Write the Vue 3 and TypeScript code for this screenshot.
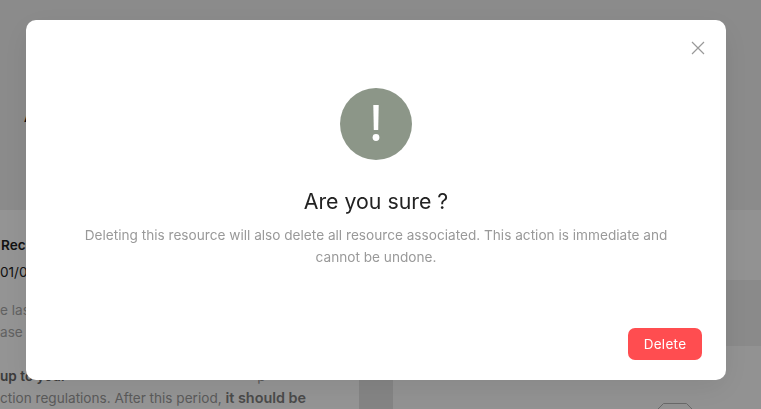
<script setup lang="ts">
const title = 'Are you sure ?'
const message = 'Deleting this resource will also delete all resource associated. This action is immediate and cannot be undone.'
</script>

<template>
  <div class="page">
    <header class="top">
      <span class="top-title">Account</span>
    </header>
    <div class="columns">
      <section class="left-card">
        <p class="name">Recovery</p>
        <p class="date">01/01/2021</p>
        <p class="muted first">e last</p>
        <p class="muted">ase</p>
        <p class="strong"><b>up to your</b><span class="tail">p</span></p>
        <p class="muted last">ction regulations. After this period, <b>it should be</b></p>
      </section>
      <section class="right-col">
        <div class="band band-a"></div>
        <div class="band band-b"></div>
        <div class="band band-c">
          <svg class="hex" width="36" height="8" viewBox="0 0 36 8" fill="none" stroke="#b4b4b4" stroke-width="1">
            <path d="M0.500 7.500l6-6h23l6 6" />
          </svg>
        </div>
      </section>
    </div>
  </div>

  <div class="overlay">
    <div class="modal">
      <button class="close" aria-label="Close">
        <svg width="14" height="14" viewBox="0 0 14 14" fill="none" stroke="#999" stroke-width="1.200">
          <path d="M1 1l12 12M13 1L1 13" />
        </svg>
      </button>
      <div class="alert-icon">
        <svg width="72" height="72" viewBox="0 0 72 72" fill="#fff">
          <path d="M33.300 17h5.400l-0.500 25h-4.400z" />
          <circle cx="36" cy="49.500" r="3.400" />
        </svg>
      </div>
      <h2 class="title">{{ title }}</h2>
      <p class="message">{{ message }}</p>
      <div class="actions">
        <button class="delete">Delete</button>
      </div>
    </div>
  </div>
</template>

<style scoped>
.page {
  width: 761px;
  height: 409px;
  overflow: hidden;
  background: #e4e4e4;
  font-family: Inter, "Liberation Sans", sans-serif;
  font-size: 14px;
  color: #222;
}
.top {
  height: 210px;
  padding: 108px 0 0 24px;
  box-sizing: border-box;
  background: #efefef;
}
.top-title {
  font-size: 14px;
  font-weight: 500;
  color: #111;
}
.columns {
  display: grid;
  grid-template-columns: 359px 1fr;
  gap: 34px;
  height: 199px;
}
.left-card {
  background: #fff;
  overflow: hidden;
  padding-top: 26px;
  white-space: nowrap;
  font-size: 13.600px;
}
.left-card p {
  margin: 0;
}
.name {
  padding-left: 1px;
  font-weight: 600;
  line-height: 18px;
}
.date {
  padding-top: 9px;
  line-height: 18px;
}
.muted {
  color: #a8a8a8;
  line-height: 22px;
}
.last {
  color: #9b9b9b;
}
.last b {
  font-size: 14.400px;
  font-weight: 600;
  color: #808080;
}
.left-card .first {
  margin-top: 18px;
}
.left-card .strong {
  margin-top: 22px;
  color: #666;
  line-height: 22px;
}
.strong b {
  font-weight: 600;
}
.tail {
  margin-left: 191px;
  color: #999;
}
.right-col {
  display: flex;
  flex-direction: column;
}
.band-a {
  height: 70px;
  background: #fcfcfc;
}
.band-b {
  height: 66px;
  background: #eeeeee;
}
.band-c {
  flex: 1;
  position: relative;
  background: #fcfcfc;
}
.hex {
  position: absolute;
  left: 264px;
  top: 56px;
}
.overlay {
  position: fixed;
  inset: 0;
  display: flex;
  align-items: flex-start;
  padding: 20px 0 0 26px;
  background: rgba(0, 0, 0, 0.42);
  font-family: Inter, "Liberation Sans", sans-serif;
}
.modal {
  position: relative;
  width: 700px;
  height: 360px;
  padding-top: 68px;
  box-sizing: border-box;
  background: #fff;
  border-radius: 10px;
  box-shadow: 0 8px 30px rgba(0, 0, 0, 0.08);
  display: flex;
  flex-direction: column;
  align-items: center;
}
.close {
  position: absolute;
  top: 21px;
  right: 21px;
  width: 14px;
  height: 14px;
  padding: 0;
  border: none;
  background: none;
  line-height: 0;
}
.alert-icon {
  width: 72px;
  height: 72px;
  border-radius: 50%;
  background: #8c9688;
  line-height: 0;
}
.title {
  margin: 27px 0 0;
  font-size: 21.300px;
  font-weight: 400;
  line-height: 28px;
  color: #222;
}
.message {
  width: 600px;
  margin: 9px 0 0;
  font-size: 13.640px;
  line-height: 22px;
  text-align: center;
  color: #999;
}
.actions {
  align-self: flex-end;
  margin-top: auto;
  padding: 0 24px 20px 0;
}
.delete {
  width: 74px;
  height: 32px;
  border: none;
  border-radius: 7px;
  background: #ff4d50;
  color: #fff;
  font-family: inherit;
  font-size: 13.500px;
  letter-spacing: 0.3px;
}
</style>

<style>
html, body { margin: 0; overflow: hidden; }
</style>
==================================================
→ Required task
Check every line of the listing for the string "this" and report how many lines have it, as a number alone.

→ Solved exercise
3